With my straight jet black hair, golden hued skin, and almond-shaped eyes, the boy must have made the assumption that like Jackie Chan, I too was an outsider to his remote Bosnian village. And to the boy, whose name I later learned to be Branimir, I was already familiar. The heroic Jackie Chan of television and kung-fu fame and I were one and the same.

During my several seconds of internal deliberation, unsure of whether to be offended or honored by this pseudonym given to me, I stepped back to realize the irony of the entire situation. The little genius saw me as Jackie Chan, a middle-aged, destructive kung-fu expert from a foreign land that had just invaded his personal territory. Likewise, I too viewed him as a microcosm of the soil that I had set foot upon - Bosnia itself. To me, he was reclusive and uncultured; one child among many in need of a hero, a Jackie Chan.

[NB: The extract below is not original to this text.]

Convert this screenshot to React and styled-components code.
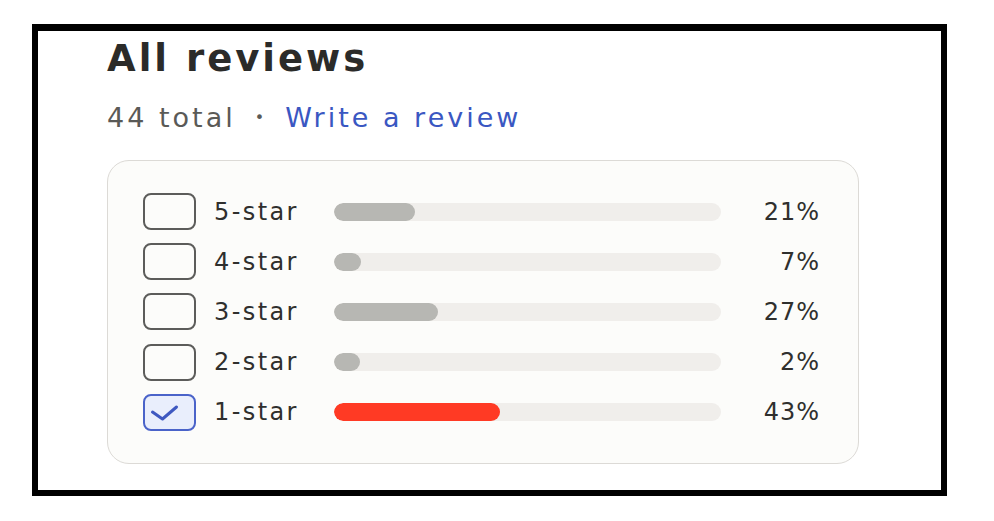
import React from "react";
import styled, { createGlobalStyle } from "styled-components";

const GlobalStyle = createGlobalStyle`
  html, body {
    margin: 0;
    padding: 0;
    background: #ffffff;
  }
  body {
    font-family: "DejaVu Sans", "Liberation Sans", sans-serif;
  }
`;

const ratings = [
  { label: "5-star", pct: 21, checked: false },
  { label: "4-star", pct: 7, checked: false },
  { label: "3-star", pct: 27, checked: false },
  { label: "2-star", pct: 2, checked: false },
  { label: "1-star", pct: 43, checked: true },
];

export default function App() {
  return (
    <>
      <GlobalStyle />
      <Frame>
        <Title>All reviews</Title>
        <Meta>
          <Total>44 total</Total>
          <Dot>•</Dot>
          <WriteLink href="#">Write a review</WriteLink>
        </Meta>
        <Card>
          {ratings.map((r) => (
            <Row key={r.label}>
              <Box checked={r.checked}>
                {r.checked && (
                  <svg width="53" height="37" viewBox="0 0 53 37">
                    <polyline
                      points="9.5,18 19.5,25 33.5,13"
                      fill="none"
                      stroke="#3e58c0"
                      strokeWidth="3"
                      strokeLinecap="round"
                      strokeLinejoin="round"
                    />
                  </svg>
                )}
              </Box>
              <Label>{r.label}</Label>
              <Track>
                <Fill
                  red={r.checked}
                  style={{ width: `max(${r.pct}%, 26px)` }}
                />
              </Track>
              <Pct>{r.pct}%</Pct>
            </Row>
          ))}
        </Card>
      </Frame>
    </>
  );
}

const Frame = styled.div`
  box-sizing: border-box;
  margin: 24px 0 0 32px;
  width: 915px;
  height: 472px;
  border: 6px solid #000;
  border-top-width: 7px;
  padding: 6px 0 0 69px;
`;

const Title = styled.h1`
  margin: 0;
  font-size: 37px;
  line-height: 44px;
  font-weight: 700;
  color: #2b2b29;
  letter-spacing: 3px;
`;

const Meta = styled.div`
  display: flex;
  align-items: center;
  margin-top: 21px;
  font-size: 27px;
  line-height: 32px;
`;

const Total = styled.span`
  color: #5a5a57;
  letter-spacing: 3px;
`;

const Dot = styled.span`
  color: #5a5a57;
  font-size: 16px;
  margin: 0 21px 0 19px;
`;

const WriteLink = styled.a`
  color: #3a57c2;
  text-decoration: none;
  letter-spacing: 3px;
`;

const Card = styled.div`
  box-sizing: border-box;
  margin-top: 26px;
  width: 752px;
  height: 304px;
  border: 1.5px solid #dcdad6;
  border-radius: 22px;
  background: #fcfcfa;
  padding: 32px 0 0 35px;
  display: flex;
  flex-direction: column;
  gap: 13.2px;
`;

const Row = styled.div`
  display: flex;
  align-items: center;
  height: 37px;
`;

const Box = styled.div`
  box-sizing: border-box;
  flex: none;
  width: 53px;
  height: 37px;
  border-radius: 8px;
  border: 2px solid ${(p) => (p.checked ? "#4a63c9" : "#5c5c5a")};
  background: ${(p) => (p.checked ? "#e9eefc" : "transparent")};
  position: relative;
  svg {
    position: absolute;
    left: -2px;
    top: -2px;
  }
`;

const Label = styled.span`
  width: 120px;
  margin-left: 18px;
  font-size: 24px;
  letter-spacing: 2.4px;
  color: #2f2f2d;
`;

const Track = styled.div`
  width: 387px;
  height: 18px;
  border-radius: 9px;
  background: #f0eeeb;
  overflow: hidden;
`;

const Fill = styled.div`
  height: 100%;
  border-radius: 9px;
  background: ${(p) => (p.red ? "#ff3a24" : "#b7b7b3")};
`;

const Pct = styled.span`
  width: 99px;
  text-align: right;
  font-size: 24px;
  letter-spacing: 1px;
  color: #2f2f2d;
`;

Well, that was what I was here for, right? I guess I regarded the prototypical volunteer expedition as the means for a savior to rush in, liberating those that were suffering and lonely. I will admit, my naiveté got the best of me. Ingrained in my mind was the Americanized, almost imperialistic philosophy of not only to assist but also to heroically empower the people. It guided my every thought of what Bosnia would be like, desolate and impoverished and in dire need of individuals like me. However, the reality was they didn't need my heroics in the traditional sense. Nor did they need my pity. I was in this work camp not to save the masses from their plight, but to do exactly what was needed of me - work.

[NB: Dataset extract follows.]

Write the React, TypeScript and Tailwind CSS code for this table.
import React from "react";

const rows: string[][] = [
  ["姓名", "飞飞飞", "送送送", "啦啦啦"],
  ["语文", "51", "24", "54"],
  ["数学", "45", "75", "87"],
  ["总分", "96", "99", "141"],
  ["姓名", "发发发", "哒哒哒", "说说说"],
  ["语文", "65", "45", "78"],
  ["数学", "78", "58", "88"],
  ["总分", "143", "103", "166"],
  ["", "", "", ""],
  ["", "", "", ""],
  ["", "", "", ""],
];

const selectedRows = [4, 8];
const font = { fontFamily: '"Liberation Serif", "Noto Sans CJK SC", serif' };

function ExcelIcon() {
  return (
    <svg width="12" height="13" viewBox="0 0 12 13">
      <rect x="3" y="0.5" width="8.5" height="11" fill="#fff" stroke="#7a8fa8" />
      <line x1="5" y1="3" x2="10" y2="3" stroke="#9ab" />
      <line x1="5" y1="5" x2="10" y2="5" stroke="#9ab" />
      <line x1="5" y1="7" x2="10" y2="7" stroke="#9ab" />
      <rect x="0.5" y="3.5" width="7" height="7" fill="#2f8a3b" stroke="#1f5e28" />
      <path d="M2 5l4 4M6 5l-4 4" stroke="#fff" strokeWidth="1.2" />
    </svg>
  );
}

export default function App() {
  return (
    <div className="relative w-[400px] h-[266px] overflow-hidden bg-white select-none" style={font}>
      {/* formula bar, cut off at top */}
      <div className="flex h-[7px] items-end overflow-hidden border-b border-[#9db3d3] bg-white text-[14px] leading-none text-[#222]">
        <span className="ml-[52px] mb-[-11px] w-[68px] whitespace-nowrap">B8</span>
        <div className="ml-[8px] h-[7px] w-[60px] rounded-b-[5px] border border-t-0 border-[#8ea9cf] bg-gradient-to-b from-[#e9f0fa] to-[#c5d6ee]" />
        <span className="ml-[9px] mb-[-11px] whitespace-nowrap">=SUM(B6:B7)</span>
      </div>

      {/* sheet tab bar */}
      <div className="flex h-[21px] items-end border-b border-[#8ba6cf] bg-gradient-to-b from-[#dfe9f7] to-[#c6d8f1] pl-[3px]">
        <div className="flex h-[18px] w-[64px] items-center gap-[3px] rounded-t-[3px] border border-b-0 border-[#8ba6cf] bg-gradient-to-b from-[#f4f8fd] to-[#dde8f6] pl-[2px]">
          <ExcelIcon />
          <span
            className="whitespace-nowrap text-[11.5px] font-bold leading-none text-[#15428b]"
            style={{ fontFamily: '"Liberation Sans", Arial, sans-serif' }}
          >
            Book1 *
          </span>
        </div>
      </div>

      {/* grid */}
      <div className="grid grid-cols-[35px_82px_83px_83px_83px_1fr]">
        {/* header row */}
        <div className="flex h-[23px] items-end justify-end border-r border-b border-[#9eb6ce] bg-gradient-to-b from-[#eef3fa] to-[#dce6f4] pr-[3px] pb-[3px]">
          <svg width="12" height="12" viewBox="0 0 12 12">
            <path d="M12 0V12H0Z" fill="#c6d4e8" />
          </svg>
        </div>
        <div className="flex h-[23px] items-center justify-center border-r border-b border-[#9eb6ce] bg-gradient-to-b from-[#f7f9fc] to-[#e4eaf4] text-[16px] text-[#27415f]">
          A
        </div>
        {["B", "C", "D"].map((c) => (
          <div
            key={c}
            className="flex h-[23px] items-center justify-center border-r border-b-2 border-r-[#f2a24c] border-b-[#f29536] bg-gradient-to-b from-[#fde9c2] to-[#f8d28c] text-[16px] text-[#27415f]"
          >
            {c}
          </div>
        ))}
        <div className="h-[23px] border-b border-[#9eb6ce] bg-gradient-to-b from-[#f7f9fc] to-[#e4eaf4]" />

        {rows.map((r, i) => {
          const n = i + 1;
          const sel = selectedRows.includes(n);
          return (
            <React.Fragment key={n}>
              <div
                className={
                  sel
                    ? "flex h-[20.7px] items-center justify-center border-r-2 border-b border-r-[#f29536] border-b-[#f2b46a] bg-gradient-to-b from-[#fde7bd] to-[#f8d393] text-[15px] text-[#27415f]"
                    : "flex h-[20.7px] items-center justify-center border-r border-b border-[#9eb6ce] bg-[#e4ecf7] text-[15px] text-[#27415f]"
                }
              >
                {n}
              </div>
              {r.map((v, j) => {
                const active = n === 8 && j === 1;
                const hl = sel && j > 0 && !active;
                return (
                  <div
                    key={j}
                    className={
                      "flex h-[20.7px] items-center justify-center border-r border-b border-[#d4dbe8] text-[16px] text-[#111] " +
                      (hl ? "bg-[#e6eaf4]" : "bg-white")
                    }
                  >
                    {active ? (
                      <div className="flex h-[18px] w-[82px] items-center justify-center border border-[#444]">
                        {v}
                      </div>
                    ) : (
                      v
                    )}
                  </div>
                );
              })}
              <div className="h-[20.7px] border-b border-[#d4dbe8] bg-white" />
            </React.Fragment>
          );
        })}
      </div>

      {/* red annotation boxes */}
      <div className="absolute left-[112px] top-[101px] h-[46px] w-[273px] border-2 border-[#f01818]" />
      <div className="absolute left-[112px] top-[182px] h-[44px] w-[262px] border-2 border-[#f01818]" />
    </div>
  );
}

And work was what I did. Over the course of two weeks, it was Branimir who brought me back from my own little bubble of preconceived notions. I was able to prove him wrong in that I was no Jackie Chan. I was a novice, and he would ultimately serve as my instructor, my "shifu" and unofficial guide to his community. I did not need to be the bold and brash hero that cured humanity's troubles. I was simply myself, one helping hand among many, paving sidewalks and threading string through rosary beads.

This one experience, a snapshot in the reels of film that totaled my entire life, changed my overall outlook. I recognize that it is rare for an endeavor of monumental proportions, a truly heroic task, to be thrown on my lap to complete. However, I will be ready for it when it happens to come my way. In the meantime, I will take each undertaking to heart, knowing that one small accomplishment is enough to make a difference in my life or in the lives of others. And I smile with the realization that college and beyond will bring opportunities to meet another Branimir, to be the anti-hero that accomplishes the possible, not the impossible.

Bosnia forced me to discover that I was guilty of imposing my convictions, melding my pity with their poverty and aiming to provide help along with heroics. Thus, I guess it was inevitable that upon judging a book by its cover, the book would judge back, falling off the shelf to smack me in the face. Or in this case, to karate chop me in the leg. Now, I know better.
giraffekungfu 1 / 7  
Jan 1, 2011   #2
Wow, this is an very intriguing essay. The train of thought seems sound and clear. The only thing that irks me is the second line in the essay, In this essay alone, I will use the word in one form or another exactly nine times. Do you think you can rephrase it, or even leave it out altogether?
OP ckd4028 1 / 2  
Jan 1, 2011   #3
Yes, I was thinking of actually redoing the entire 1st paragraph. Thanks for the feedback. My worry though is if it sounds like the cookie-cutter volunteer trip experience essay. Does it?
foly17 2 / 2  
Jan 1, 2011   #4
this is a very intriguing essay... a job well done
OP ckd4028 1 / 2  
Jan 1, 2011   #5
Thanks! I'm not sure what happened to the title of the thread...
swoosh18 4 / 40  
Jan 1, 2011   #6
Definitely not cookie cutter. I personally don't think that the first paragraph is even necessary.
giraffekungfu 1 / 7  
Jan 1, 2011   #7
I second that; the whole introduction seems unnecessary. The part where a little arm karate-chops you out of nowhere is funny enough to be a great opener.
goodlife - / 1  
Jan 10, 2011   #8
-- Ideas to cut it down a bit, or is this length fine? And most importantly, does the response fit the prompt?
EF_Susan - / 2,364 12  
Jan 15, 2011   #9
Great intro! Action packed...
Try to trim away unnecessary words:

As The unsuspecting victim to of a karate chop, I staggered ...

Or add some coolness:
Suddenly the unsuspecting...

With my straight jet black hair, golden hued skin, and almond-shaped eyes, the boy must have made the assumption that, like Jackie Chan, I too was an outsider to his remote Bosnian village.-----I added a comma and crossed out a redundant "too," but I also think it is important to have sentences with internal... um, cohesiveness or something. What I mean is... you should not talk about his physical traits at the beginning of this sentence if the sentence ends with a comment about him thinking you are an outsider (i.e. non sequetor)

...Or in this case, to karate chop me in the leg. Now, I know better.---great, great ending... this is an impressive essay!